On a snowy afternoon, as I made my way back home from a doctor’s visit for my sick baby, I got a call from my female boss wondering when I would be back to work. After explaining that my child was sick and doctors couldn’t treat him, she firmly said, “Figure it out, or else.”
A few weeks later they called me into human resources and fired me – but not before offering me 3 months continued health insurance if I signed an agreement to not sue them, which of course, I did.
That night, with no job, no support, a sick baby and on the verge of homelessness, my son had his first of many febrile seizures.
I think of the stress and sadness of those days every single time one of my kids gets sick and they have to stay home. As someone who works from home, I don’t have to worry about calling a boss or having to explain that my child is sick. My husband, who works out at an office, also has the reassurance that I will be there for our boys. But there are many others, either single or with partners, who can’t take the time off from work to care for their children when schools close or the nurse advices they not go in.
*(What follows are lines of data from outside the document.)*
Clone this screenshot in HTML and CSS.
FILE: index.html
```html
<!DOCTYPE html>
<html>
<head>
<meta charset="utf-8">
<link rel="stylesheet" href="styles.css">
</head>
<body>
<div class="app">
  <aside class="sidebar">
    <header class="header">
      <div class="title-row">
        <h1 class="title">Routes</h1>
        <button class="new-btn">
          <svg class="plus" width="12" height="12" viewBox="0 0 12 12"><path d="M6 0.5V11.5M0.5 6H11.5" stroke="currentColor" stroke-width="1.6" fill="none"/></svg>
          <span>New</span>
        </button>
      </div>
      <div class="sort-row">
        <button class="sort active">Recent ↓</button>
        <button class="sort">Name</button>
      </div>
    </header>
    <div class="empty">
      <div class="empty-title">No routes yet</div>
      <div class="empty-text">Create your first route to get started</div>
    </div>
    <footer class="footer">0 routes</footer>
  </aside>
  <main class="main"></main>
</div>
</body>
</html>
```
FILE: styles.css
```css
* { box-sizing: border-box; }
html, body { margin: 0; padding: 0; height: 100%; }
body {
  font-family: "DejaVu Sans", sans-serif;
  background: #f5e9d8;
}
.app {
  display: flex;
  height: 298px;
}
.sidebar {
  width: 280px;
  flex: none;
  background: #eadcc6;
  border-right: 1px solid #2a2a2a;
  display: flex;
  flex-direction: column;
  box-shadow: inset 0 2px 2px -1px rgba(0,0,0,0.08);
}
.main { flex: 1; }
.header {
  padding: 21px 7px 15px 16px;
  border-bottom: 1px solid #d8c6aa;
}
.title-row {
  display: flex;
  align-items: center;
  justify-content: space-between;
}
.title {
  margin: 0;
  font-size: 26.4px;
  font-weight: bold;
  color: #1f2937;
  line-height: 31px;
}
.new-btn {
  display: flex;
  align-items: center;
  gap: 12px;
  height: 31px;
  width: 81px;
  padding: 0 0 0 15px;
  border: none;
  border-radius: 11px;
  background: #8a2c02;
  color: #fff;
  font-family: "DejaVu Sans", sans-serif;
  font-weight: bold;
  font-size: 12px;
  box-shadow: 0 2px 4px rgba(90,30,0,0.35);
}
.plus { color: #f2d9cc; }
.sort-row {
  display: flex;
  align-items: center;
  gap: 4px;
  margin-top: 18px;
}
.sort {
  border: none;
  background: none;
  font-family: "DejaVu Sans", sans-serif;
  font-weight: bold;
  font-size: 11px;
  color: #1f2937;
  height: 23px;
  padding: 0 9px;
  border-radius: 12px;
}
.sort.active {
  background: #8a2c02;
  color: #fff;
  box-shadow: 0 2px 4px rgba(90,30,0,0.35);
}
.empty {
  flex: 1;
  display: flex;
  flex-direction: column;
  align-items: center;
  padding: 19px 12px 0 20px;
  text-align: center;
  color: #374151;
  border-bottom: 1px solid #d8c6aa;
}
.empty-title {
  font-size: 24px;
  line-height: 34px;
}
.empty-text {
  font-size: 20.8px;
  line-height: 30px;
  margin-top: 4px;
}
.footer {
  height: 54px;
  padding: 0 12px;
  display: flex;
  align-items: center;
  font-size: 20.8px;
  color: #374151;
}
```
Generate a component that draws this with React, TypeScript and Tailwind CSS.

Though I agree that what the scientists have found can be a great answer to reducing the risks of any epidemic, I know that we don’t live in a society where employers really care and where putting family first can be professional suicide.
As career women who choose to have a family we are often forced to let go of our jobs in order to better care for them, unless we have the financial support – or family – to help us, something which a lot of American families do not.
Until we can change how this country prioritizes the time we need for our families and we establish a better life/work balance, I doubt that any scientific finding will make much of a difference in how we can better deal with the flu and epidemics overall.